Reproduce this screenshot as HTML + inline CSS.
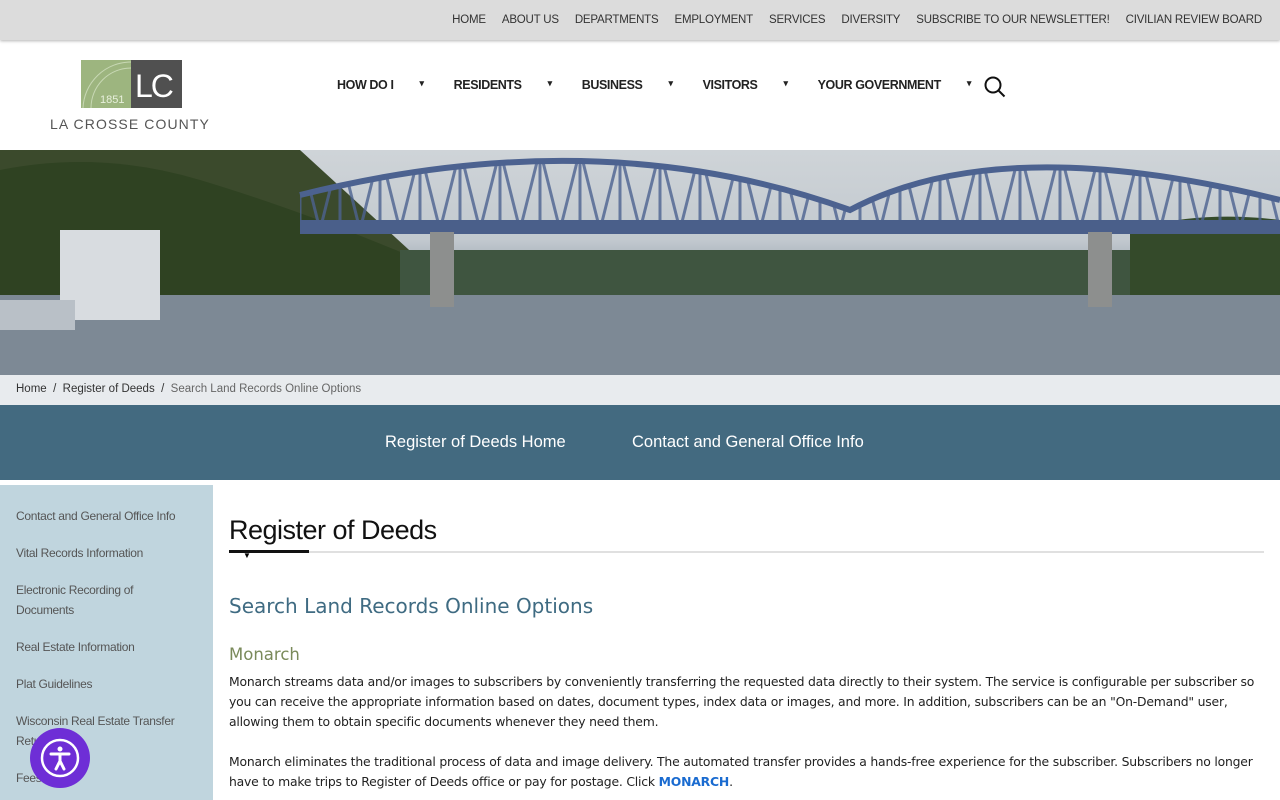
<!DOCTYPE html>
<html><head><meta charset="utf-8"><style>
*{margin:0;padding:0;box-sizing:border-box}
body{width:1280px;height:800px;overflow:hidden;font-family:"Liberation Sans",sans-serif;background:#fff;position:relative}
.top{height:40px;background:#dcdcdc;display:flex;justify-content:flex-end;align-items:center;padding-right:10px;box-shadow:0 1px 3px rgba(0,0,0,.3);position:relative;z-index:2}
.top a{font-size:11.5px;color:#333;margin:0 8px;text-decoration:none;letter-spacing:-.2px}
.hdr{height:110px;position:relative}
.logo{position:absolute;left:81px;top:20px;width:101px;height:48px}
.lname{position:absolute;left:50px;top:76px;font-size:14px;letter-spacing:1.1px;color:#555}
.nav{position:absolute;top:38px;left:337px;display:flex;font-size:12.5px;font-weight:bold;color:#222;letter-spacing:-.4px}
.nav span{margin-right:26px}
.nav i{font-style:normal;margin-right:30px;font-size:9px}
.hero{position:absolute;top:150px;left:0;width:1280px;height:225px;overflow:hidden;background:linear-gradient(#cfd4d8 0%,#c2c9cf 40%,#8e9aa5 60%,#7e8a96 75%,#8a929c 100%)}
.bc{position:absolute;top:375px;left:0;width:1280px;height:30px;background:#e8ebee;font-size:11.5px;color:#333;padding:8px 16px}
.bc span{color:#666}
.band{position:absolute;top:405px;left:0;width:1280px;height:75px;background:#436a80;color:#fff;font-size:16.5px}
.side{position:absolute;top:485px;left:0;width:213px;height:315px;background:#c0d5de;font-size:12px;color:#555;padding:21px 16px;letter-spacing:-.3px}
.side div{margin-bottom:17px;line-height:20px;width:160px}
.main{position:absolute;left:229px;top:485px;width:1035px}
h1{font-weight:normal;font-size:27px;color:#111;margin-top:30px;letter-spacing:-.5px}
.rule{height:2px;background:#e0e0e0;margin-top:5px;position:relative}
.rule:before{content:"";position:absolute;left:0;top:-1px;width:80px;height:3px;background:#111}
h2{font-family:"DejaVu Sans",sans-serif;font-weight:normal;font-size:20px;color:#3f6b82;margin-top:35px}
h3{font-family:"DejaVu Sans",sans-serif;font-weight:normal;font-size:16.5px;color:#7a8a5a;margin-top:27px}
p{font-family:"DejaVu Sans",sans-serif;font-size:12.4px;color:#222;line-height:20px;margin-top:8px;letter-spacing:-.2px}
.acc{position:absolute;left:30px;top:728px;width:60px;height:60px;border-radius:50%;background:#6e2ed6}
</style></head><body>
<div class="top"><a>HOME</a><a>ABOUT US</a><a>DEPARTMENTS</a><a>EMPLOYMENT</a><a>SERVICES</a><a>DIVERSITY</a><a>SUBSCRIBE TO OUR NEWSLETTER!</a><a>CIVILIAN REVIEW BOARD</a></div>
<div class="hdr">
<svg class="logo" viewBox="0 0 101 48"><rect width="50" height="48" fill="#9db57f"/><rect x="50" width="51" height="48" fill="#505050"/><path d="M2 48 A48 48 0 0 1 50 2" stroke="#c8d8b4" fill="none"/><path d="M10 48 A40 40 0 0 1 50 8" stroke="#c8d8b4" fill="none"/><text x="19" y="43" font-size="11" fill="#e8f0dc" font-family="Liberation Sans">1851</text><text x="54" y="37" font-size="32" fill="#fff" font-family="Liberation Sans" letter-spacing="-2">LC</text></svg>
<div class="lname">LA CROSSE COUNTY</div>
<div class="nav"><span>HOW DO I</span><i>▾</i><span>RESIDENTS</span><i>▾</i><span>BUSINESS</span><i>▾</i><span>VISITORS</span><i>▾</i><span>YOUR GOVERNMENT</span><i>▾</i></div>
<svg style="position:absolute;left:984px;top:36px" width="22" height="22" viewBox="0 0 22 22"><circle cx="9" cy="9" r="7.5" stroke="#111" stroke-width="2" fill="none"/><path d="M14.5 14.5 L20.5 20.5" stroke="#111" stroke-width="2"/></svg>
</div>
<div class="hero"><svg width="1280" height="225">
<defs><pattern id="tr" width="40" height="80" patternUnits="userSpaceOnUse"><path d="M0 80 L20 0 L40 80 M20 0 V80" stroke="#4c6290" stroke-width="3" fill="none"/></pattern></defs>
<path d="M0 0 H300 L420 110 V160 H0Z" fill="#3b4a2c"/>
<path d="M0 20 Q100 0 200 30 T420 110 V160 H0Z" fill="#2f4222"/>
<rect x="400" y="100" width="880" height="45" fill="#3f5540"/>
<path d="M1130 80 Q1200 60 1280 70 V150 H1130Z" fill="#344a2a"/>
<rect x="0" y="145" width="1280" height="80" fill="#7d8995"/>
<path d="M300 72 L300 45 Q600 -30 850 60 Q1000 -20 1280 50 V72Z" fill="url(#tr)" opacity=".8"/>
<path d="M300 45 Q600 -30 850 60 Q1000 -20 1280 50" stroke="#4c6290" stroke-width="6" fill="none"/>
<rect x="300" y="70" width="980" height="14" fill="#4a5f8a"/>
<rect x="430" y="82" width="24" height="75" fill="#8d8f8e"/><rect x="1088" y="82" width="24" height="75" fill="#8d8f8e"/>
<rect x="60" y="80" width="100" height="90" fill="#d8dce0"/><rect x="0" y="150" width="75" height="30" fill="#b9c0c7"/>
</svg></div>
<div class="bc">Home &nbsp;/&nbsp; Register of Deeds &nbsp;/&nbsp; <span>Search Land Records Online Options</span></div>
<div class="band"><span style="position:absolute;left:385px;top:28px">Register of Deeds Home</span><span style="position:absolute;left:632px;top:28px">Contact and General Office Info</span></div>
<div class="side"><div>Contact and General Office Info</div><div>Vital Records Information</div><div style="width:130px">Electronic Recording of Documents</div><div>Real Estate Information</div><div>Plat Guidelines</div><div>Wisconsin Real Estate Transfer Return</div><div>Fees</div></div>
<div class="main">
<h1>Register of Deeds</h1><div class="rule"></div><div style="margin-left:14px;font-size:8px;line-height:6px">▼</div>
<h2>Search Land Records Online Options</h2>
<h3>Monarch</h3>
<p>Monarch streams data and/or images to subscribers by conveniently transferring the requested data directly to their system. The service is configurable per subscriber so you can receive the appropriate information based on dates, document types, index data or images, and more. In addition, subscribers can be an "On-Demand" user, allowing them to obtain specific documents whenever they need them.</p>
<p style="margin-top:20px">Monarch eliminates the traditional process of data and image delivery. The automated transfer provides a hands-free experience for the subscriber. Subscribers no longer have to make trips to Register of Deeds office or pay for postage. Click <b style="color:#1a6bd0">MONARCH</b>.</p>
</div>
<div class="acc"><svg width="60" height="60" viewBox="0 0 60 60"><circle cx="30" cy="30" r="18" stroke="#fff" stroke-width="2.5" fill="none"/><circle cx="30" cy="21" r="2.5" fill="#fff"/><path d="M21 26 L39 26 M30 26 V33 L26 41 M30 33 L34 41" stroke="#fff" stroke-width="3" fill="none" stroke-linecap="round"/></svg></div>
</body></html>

........

- _Task to carry out_
The data above needs to be retyped exactly, with the images left out.

- _Solution to this exercise_
Reproduce this screenshot as HTML + inline CSS.
<!DOCTYPE html>
<html><head><meta charset="utf-8"><style>
*{margin:0;padding:0;box-sizing:border-box}
body{width:1280px;height:800px;overflow:hidden;font-family:"Liberation Sans",sans-serif;background:#fff;position:relative}
.top{height:40px;background:#dcdcdc;display:flex;justify-content:flex-end;align-items:center;padding-right:10px;box-shadow:0 1px 3px rgba(0,0,0,.3);position:relative;z-index:2}
.top a{font-size:11.5px;color:#333;margin:0 8px;text-decoration:none;letter-spacing:-.2px}
.hdr{height:110px;position:relative}
.logo{position:absolute;left:81px;top:20px;width:101px;height:48px}
.lname{position:absolute;left:50px;top:76px;font-size:14px;letter-spacing:1.1px;color:#555}
.nav{position:absolute;top:38px;left:337px;display:flex;font-size:12.5px;font-weight:bold;color:#222;letter-spacing:-.4px}
.nav span{margin-right:26px}
.nav i{font-style:normal;margin-right:30px;font-size:9px}
.hero{position:absolute;top:150px;left:0;width:1280px;height:225px;overflow:hidden;background:linear-gradient(#cfd4d8 0%,#c2c9cf 40%,#8e9aa5 60%,#7e8a96 75%,#8a929c 100%)}
.bc{position:absolute;top:375px;left:0;width:1280px;height:30px;background:#e8ebee;font-size:11.5px;color:#333;padding:8px 16px}
.bc span{color:#666}
.band{position:absolute;top:405px;left:0;width:1280px;height:75px;background:#436a80;color:#fff;font-size:16.5px}
.side{position:absolute;top:485px;left:0;width:213px;height:315px;background:#c0d5de;font-size:12px;color:#555;padding:21px 16px;letter-spacing:-.3px}
.side div{margin-bottom:17px;line-height:20px;width:160px}
.main{position:absolute;left:229px;top:485px;width:1035px}
h1{font-weight:normal;font-size:27px;color:#111;margin-top:30px;letter-spacing:-.5px}
.rule{height:2px;background:#e0e0e0;margin-top:5px;position:relative}
.rule:before{content:"";position:absolute;left:0;top:-1px;width:80px;height:3px;background:#111}
h2{font-family:"DejaVu Sans",sans-serif;font-weight:normal;font-size:20px;color:#3f6b82;margin-top:35px}
h3{font-family:"DejaVu Sans",sans-serif;font-weight:normal;font-size:16.5px;color:#7a8a5a;margin-top:27px}
p{font-family:"DejaVu Sans",sans-serif;font-size:12.4px;color:#222;line-height:20px;margin-top:8px;letter-spacing:-.2px}
.acc{position:absolute;left:30px;top:728px;width:60px;height:60px;border-radius:50%;background:#6e2ed6}
</style></head><body>
<div class="top"><a>HOME</a><a>ABOUT US</a><a>DEPARTMENTS</a><a>EMPLOYMENT</a><a>SERVICES</a><a>DIVERSITY</a><a>SUBSCRIBE TO OUR NEWSLETTER!</a><a>CIVILIAN REVIEW BOARD</a></div>
<div class="hdr">
<svg class="logo" viewBox="0 0 101 48"><rect width="50" height="48" fill="#9db57f"/><rect x="50" width="51" height="48" fill="#505050"/><path d="M2 48 A48 48 0 0 1 50 2" stroke="#c8d8b4" fill="none"/><path d="M10 48 A40 40 0 0 1 50 8" stroke="#c8d8b4" fill="none"/><text x="19" y="43" font-size="11" fill="#e8f0dc" font-family="Liberation Sans">1851</text><text x="54" y="37" font-size="32" fill="#fff" font-family="Liberation Sans" letter-spacing="-2">LC</text></svg>
<div class="lname">LA CROSSE COUNTY</div>
<div class="nav"><span>HOW DO I</span><i>▾</i><span>RESIDENTS</span><i>▾</i><span>BUSINESS</span><i>▾</i><span>VISITORS</span><i>▾</i><span>YOUR GOVERNMENT</span><i>▾</i></div>
<svg style="position:absolute;left:984px;top:36px" width="22" height="22" viewBox="0 0 22 22"><circle cx="9" cy="9" r="7.5" stroke="#111" stroke-width="2" fill="none"/><path d="M14.5 14.5 L20.5 20.5" stroke="#111" stroke-width="2"/></svg>
</div>
<div class="hero"><svg width="1280" height="225">
<defs><pattern id="tr" width="40" height="80" patternUnits="userSpaceOnUse"><path d="M0 80 L20 0 L40 80 M20 0 V80" stroke="#4c6290" stroke-width="3" fill="none"/></pattern></defs>
<path d="M0 0 H300 L420 110 V160 H0Z" fill="#3b4a2c"/>
<path d="M0 20 Q100 0 200 30 T420 110 V160 H0Z" fill="#2f4222"/>
<rect x="400" y="100" width="880" height="45" fill="#3f5540"/>
<path d="M1130 80 Q1200 60 1280 70 V150 H1130Z" fill="#344a2a"/>
<rect x="0" y="145" width="1280" height="80" fill="#7d8995"/>
<path d="M300 72 L300 45 Q600 -30 850 60 Q1000 -20 1280 50 V72Z" fill="url(#tr)" opacity=".8"/>
<path d="M300 45 Q600 -30 850 60 Q1000 -20 1280 50" stroke="#4c6290" stroke-width="6" fill="none"/>
<rect x="300" y="70" width="980" height="14" fill="#4a5f8a"/>
<rect x="430" y="82" width="24" height="75" fill="#8d8f8e"/><rect x="1088" y="82" width="24" height="75" fill="#8d8f8e"/>
<rect x="60" y="80" width="100" height="90" fill="#d8dce0"/><rect x="0" y="150" width="75" height="30" fill="#b9c0c7"/>
</svg></div>
<div class="bc">Home &nbsp;/&nbsp; Register of Deeds &nbsp;/&nbsp; <span>Search Land Records Online Options</span></div>
<div class="band"><span style="position:absolute;left:385px;top:28px">Register of Deeds Home</span><span style="position:absolute;left:632px;top:28px">Contact and General Office Info</span></div>
<div class="side"><div>Contact and General Office Info</div><div>Vital Records Information</div><div style="width:130px">Electronic Recording of Documents</div><div>Real Estate Information</div><div>Plat Guidelines</div><div>Wisconsin Real Estate Transfer Return</div><div>Fees</div></div>
<div class="main">
<h1>Register of Deeds</h1><div class="rule"></div><div style="margin-left:14px;font-size:8px;line-height:6px">▼</div>
<h2>Search Land Records Online Options</h2>
<h3>Monarch</h3>
<p>Monarch streams data and/or images to subscribers by conveniently transferring the requested data directly to their system. The service is configurable per subscriber so you can receive the appropriate information based on dates, document types, index data or images, and more. In addition, subscribers can be an "On-Demand" user, allowing them to obtain specific documents whenever they need them.</p>
<p style="margin-top:20px">Monarch eliminates the traditional process of data and image delivery. The automated transfer provides a hands-free experience for the subscriber. Subscribers no longer have to make trips to Register of Deeds office or pay for postage. Click <b style="color:#1a6bd0">MONARCH</b>.</p>
</div>
<div class="acc"><svg width="60" height="60" viewBox="0 0 60 60"><circle cx="30" cy="30" r="18" stroke="#fff" stroke-width="2.5" fill="none"/><circle cx="30" cy="21" r="2.5" fill="#fff"/><path d="M21 26 L39 26 M30 26 V33 L26 41 M30 33 L34 41" stroke="#fff" stroke-width="3" fill="none" stroke-linecap="round"/></svg></div>
</body></html>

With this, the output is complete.